Gather, from the data below, each line in which the word "styles" occurs.
══ Data records
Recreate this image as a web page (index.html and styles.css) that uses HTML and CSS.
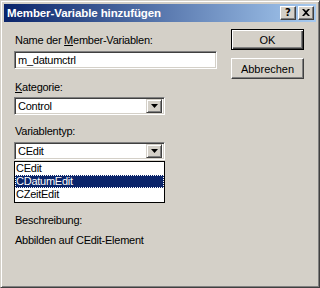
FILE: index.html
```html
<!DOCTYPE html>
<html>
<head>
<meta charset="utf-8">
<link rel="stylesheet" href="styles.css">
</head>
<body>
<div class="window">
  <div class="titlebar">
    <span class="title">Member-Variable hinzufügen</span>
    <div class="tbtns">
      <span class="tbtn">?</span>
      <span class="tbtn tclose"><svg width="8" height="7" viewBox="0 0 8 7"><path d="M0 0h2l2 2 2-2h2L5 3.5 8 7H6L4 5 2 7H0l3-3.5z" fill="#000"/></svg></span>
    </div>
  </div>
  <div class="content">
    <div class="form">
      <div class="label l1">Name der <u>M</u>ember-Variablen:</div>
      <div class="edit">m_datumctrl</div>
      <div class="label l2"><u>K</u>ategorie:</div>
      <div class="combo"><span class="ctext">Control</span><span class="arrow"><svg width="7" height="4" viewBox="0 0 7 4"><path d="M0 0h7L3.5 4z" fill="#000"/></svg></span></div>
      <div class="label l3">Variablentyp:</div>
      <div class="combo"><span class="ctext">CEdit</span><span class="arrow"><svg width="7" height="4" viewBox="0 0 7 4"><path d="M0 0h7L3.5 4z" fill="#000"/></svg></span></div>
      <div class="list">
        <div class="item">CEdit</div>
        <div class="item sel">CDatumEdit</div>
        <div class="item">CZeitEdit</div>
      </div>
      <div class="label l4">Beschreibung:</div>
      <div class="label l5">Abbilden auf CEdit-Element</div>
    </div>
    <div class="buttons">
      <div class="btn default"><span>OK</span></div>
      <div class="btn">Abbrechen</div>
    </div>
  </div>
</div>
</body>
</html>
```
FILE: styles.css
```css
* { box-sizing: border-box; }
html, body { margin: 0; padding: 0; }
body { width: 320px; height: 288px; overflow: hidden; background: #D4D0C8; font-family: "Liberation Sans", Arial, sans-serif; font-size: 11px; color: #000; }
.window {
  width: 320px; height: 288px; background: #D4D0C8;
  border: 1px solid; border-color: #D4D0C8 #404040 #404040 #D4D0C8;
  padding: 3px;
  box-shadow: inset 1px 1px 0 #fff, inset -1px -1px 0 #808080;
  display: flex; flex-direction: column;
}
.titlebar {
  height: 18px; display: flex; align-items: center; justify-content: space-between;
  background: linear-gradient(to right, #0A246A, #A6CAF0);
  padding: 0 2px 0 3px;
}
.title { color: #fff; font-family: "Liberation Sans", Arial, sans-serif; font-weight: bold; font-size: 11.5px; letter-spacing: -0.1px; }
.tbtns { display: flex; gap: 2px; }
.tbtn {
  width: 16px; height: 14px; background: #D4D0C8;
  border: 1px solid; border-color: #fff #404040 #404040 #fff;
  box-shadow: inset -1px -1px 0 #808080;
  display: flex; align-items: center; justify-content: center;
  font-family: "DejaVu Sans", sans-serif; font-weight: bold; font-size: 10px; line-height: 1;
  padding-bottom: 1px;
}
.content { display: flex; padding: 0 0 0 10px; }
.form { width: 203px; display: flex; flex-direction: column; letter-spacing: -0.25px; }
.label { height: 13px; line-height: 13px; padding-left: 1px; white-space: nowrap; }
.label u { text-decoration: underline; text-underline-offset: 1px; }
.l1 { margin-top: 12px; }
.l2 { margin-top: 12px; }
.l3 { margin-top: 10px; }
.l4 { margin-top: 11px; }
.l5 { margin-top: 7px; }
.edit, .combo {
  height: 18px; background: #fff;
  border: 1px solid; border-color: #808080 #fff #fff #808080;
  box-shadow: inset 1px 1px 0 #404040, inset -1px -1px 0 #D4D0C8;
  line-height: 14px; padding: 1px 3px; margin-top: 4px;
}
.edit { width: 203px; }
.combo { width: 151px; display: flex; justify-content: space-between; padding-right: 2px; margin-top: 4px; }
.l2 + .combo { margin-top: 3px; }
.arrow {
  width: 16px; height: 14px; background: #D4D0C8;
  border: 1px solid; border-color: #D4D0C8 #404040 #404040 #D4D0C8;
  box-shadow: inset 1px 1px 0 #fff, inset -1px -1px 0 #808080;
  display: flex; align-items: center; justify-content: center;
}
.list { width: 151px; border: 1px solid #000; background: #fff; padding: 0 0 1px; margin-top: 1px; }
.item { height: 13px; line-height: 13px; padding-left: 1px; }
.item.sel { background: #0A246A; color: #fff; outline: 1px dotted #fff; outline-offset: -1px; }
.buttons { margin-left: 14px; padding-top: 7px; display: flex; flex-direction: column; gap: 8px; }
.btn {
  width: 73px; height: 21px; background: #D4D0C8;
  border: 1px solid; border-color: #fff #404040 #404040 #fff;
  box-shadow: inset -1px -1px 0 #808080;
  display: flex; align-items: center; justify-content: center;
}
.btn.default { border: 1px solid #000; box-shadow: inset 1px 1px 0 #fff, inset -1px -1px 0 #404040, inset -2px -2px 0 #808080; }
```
════
══ Data records
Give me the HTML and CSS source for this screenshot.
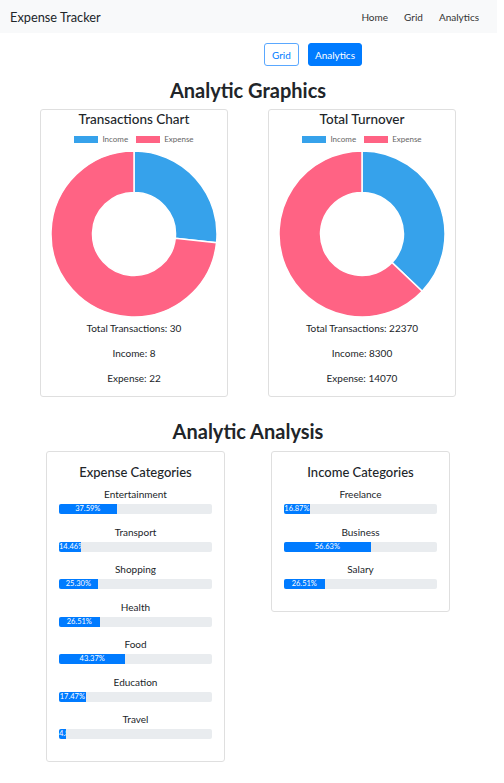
════
Response:
Recreate this image as a web page (index.html and styles.css) that uses HTML and CSS.
<link rel="stylesheet" href="styles.css">
FILE: styles.css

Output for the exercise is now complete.